- _Stored rows_:
============
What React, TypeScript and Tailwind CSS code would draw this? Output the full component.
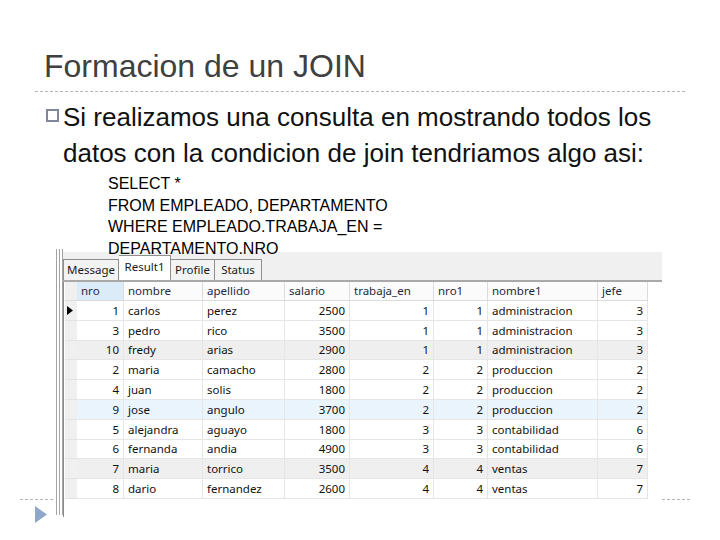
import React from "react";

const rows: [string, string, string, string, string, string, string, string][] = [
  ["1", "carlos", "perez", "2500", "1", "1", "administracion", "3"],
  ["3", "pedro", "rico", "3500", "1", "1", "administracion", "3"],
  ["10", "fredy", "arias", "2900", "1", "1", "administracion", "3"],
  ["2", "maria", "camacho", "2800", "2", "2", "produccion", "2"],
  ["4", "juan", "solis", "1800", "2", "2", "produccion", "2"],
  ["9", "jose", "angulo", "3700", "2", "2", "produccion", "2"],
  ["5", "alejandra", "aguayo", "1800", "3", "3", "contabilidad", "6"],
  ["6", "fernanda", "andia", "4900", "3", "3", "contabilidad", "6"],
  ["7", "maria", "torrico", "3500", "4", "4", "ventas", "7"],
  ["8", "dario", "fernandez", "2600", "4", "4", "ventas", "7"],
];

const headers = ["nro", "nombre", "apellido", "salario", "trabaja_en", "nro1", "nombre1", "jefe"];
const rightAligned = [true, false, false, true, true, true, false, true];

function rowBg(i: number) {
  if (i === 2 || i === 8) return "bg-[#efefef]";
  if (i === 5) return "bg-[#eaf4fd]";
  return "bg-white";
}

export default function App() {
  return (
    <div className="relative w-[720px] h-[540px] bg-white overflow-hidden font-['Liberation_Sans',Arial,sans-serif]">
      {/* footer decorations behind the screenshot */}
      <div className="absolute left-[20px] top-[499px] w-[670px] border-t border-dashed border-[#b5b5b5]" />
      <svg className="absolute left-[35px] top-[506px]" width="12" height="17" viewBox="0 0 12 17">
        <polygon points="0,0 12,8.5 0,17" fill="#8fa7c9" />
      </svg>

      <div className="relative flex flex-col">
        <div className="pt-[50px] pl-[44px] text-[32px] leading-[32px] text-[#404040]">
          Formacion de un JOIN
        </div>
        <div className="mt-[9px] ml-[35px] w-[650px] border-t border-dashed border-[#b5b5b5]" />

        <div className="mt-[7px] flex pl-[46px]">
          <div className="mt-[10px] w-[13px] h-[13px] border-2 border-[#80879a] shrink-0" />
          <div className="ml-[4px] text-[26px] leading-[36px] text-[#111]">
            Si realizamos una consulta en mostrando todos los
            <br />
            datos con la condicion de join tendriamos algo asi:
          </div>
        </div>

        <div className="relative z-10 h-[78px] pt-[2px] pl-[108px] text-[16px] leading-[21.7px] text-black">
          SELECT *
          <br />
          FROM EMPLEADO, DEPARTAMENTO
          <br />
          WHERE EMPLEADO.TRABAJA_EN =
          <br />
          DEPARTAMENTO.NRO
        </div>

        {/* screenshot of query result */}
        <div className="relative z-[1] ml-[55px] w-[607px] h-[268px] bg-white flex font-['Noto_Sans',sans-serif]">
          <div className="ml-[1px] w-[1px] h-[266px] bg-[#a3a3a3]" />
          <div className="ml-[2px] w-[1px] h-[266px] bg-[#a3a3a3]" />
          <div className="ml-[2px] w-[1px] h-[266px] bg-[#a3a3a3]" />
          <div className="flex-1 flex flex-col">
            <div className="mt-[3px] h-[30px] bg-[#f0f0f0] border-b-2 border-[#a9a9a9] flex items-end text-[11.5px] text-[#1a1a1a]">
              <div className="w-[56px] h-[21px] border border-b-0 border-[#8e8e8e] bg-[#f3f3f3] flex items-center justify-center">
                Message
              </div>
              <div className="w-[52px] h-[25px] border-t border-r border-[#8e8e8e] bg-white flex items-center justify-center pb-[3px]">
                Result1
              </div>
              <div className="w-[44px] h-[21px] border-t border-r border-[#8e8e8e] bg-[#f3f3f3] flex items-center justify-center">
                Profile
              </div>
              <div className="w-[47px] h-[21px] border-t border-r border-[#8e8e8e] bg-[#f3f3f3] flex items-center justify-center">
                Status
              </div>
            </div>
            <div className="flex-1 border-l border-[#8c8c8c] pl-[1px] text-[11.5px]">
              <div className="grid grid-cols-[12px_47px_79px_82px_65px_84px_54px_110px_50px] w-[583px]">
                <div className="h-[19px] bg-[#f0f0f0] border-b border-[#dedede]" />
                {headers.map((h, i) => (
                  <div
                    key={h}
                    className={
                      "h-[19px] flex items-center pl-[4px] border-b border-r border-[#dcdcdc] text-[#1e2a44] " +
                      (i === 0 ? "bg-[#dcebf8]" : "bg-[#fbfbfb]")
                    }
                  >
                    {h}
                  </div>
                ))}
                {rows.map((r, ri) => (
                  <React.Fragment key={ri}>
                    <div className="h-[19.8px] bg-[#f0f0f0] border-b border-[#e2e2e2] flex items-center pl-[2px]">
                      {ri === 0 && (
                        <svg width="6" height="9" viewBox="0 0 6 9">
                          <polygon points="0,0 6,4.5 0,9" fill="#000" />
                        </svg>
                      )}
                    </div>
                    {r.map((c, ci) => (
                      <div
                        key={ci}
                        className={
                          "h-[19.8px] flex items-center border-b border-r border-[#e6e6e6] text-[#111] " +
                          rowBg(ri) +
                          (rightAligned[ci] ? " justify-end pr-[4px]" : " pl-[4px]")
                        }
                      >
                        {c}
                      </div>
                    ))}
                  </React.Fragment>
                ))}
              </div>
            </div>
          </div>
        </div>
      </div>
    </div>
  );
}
============
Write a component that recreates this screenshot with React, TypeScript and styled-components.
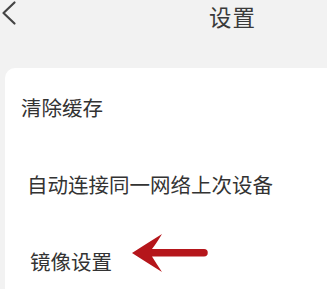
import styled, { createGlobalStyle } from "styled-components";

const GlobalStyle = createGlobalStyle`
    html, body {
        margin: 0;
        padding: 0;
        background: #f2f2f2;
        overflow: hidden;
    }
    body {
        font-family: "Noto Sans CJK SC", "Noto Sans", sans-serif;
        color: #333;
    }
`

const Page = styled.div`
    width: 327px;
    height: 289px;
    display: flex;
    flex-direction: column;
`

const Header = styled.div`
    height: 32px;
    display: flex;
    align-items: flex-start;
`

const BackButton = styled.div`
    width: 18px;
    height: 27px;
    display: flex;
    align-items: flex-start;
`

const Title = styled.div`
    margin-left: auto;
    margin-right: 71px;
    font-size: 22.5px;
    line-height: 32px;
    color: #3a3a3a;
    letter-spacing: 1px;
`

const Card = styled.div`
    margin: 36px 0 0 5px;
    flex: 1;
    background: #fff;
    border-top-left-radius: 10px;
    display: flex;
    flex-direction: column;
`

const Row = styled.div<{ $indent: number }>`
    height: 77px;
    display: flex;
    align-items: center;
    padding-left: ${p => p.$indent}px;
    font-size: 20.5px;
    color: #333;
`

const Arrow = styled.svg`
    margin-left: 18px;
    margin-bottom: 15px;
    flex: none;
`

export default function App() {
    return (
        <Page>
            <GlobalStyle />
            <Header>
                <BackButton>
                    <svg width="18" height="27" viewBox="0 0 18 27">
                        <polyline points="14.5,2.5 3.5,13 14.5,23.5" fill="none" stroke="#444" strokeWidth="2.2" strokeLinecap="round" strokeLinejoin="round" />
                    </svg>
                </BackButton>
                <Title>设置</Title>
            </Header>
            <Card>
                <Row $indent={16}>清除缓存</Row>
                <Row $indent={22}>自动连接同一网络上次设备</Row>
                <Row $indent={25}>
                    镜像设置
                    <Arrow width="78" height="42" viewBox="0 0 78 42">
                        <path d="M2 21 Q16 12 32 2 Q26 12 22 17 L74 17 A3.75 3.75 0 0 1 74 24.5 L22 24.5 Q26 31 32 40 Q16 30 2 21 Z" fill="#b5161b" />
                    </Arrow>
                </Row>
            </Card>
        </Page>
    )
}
============
- _The task_:
Tell how many lines in the material contain the word "this". Only the number is wanted.

- _Written response_:
2